No tears this time . No anger. I just want to be free. I cant continue to ignore NA. I cant continue run away from what God is trying to give me. I cant continue to not embrace God as my truth. I cant continue to wait for a "bottom" to force me to quit. I dont want to die because of this.

The hardest thing for me i guess has been surrendering. I suffer from the highest level of addiction. I understand now that my addiction doesnt stop at drug use. My addiction has invaded other parts of my life from what i eat , what i do, what i watch on the idiot box etc. surrendering for me is like trying to climb a mud-sliding steep uphill mountain with slippery shoes.

When i fall off the "wagon" , I'm on this 5 or 6 month binge of daily usage. I spend these days wishing and praying to just make it through ONE day without using. Day after day of "tomorrow i'll quit".

My brain is wired the wrong way. My brain tells me if i dont use theres a possibility i'll have a horribly bad day. My brain tells me the people around me will have a horribly bad day if i dont use. I wont have an appetite for food if i dont use.

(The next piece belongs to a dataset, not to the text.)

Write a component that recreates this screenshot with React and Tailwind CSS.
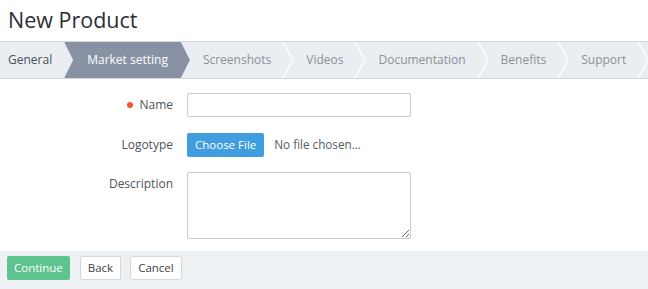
import React from "react";

const tabs = ["General", "Market setting", "Screenshots", "Videos", "Documentation", "Benefits", "Support"];
const activeTab = 1;

function Chevron() {
  return (
    <svg
      className="absolute right-0 top-0 h-full w-[10px]"
      viewBox="0 0 10 36"
      preserveAspectRatio="none"
    >
      <polyline points="0,0 10,18 0,36" fill="none" stroke="#ffffff" strokeWidth="1.3" />
    </svg>
  );
}

function TabBar() {
  return (
    <div className="flex h-[38px] border-y border-[#d6dae0] bg-[#eaedf1] text-[12px] overflow-hidden">
      {tabs.map((t, i) => {
        const isActive = i === activeTab;
        const showChevron = !isActive && i !== activeTab - 1;
        return (
          <div
            key={t}
            className={`relative flex h-full shrink-0 items-center -mr-[10px] pr-[22px] ${
              i === 0 ? "pl-[8px]" : "pl-[23px]"
            } ${
              isActive
                ? "z-10 bg-[#8892a4] text-white [clip-path:polygon(0_0,calc(100%-9px)_0,100%_50%,calc(100%-9px)_100%,0_100%,9px_50%)]"
                : i === 0
                ? "text-[#4a4f57]"
                : "text-[#8a9099]"
            }`}
          >
            {t}
            {showChevron && <Chevron />}
          </div>
        );
      })}
    </div>
  );
}

function Row({ label, required, top, className = "", children }) {
  return (
    <div className={`flex ${top ? "items-start" : "items-center"} ${className}`}>
      <div
        className={`flex w-[173px] shrink-0 items-center justify-end text-[12px] text-[#4d535c] ${
          top ? "pt-[3px]" : ""
        }`}
      >
        {required && <span className="mr-[6px] inline-block h-[6px] w-[6px] rounded-full bg-[#f15a2b]" />}
        {label}
      </div>
      <div className="ml-[14px]">{children}</div>
    </div>
  );
}

export default function App() {
  return (
    <div className="h-[289px] w-[648px] overflow-hidden bg-white font-['Open_Sans',sans-serif]">
      <h1 className="px-[8px] pt-[4px] pb-[6px] text-[21.5px] leading-[31px] text-[#2b2f35]">New Product</h1>
      <TabBar />

      <div className="flex flex-col pt-[14px] pb-[12px]">
        <Row label="Name" required>
          <input className="block h-[24px] w-[224px] rounded-[2px] border border-[#c6cbd2] px-2 text-[12px] outline-none" />
        </Row>
        <Row label="Logotype" className="mt-[16px]">
          <div className="flex items-center">
            <button className="h-[24px] rounded-[2px] bg-[#409ddf] px-[8px] text-[11.5px] text-white">Choose File</button>
            <span className="ml-[10px] text-[11.7px] text-[#555b63]">No file chosen...</span>
          </div>
        </Row>
        <Row label="Description" top className="mt-[15px]">
          <textarea className="block h-[67px] w-[224px] rounded-[2px] border border-[#c6cbd2] px-2 text-[12px] outline-none" />
        </Row>
      </div>

      <div className="flex h-[40px] items-start gap-[10px] bg-[#eef1f4] px-[7px] pt-[5px]">
        <button className="h-[24px] rounded-[2px] bg-[#5ec48e] px-[7px] text-[11.5px] text-white">Continue</button>
        <button className="h-[24px] rounded-[2px] border border-[#d3d7dc] bg-white px-[7px] text-[11.5px] text-[#3c4148]">Back</button>
        <button className="-ml-[1px] h-[24px] rounded-[2px] border border-[#d3d7dc] bg-white px-[7px] text-[11.5px] text-[#3c4148]">Cancel</button>
      </div>
    </div>
  );
}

I wont be motivated to do anything unless i know im going to use once the task[s] are done. Its like a steak being dangled in fron of a dog to lead him somewhere. Remove the steak, and the dog has no motivation to follow you. So today i will see what i can do to re-wire these brain malfunctions because at the end of the day its all BS lol. I wont "die" if i dont use. I wont have a horrible day [unless i make it one].

Thank you Sober Recovery for existing.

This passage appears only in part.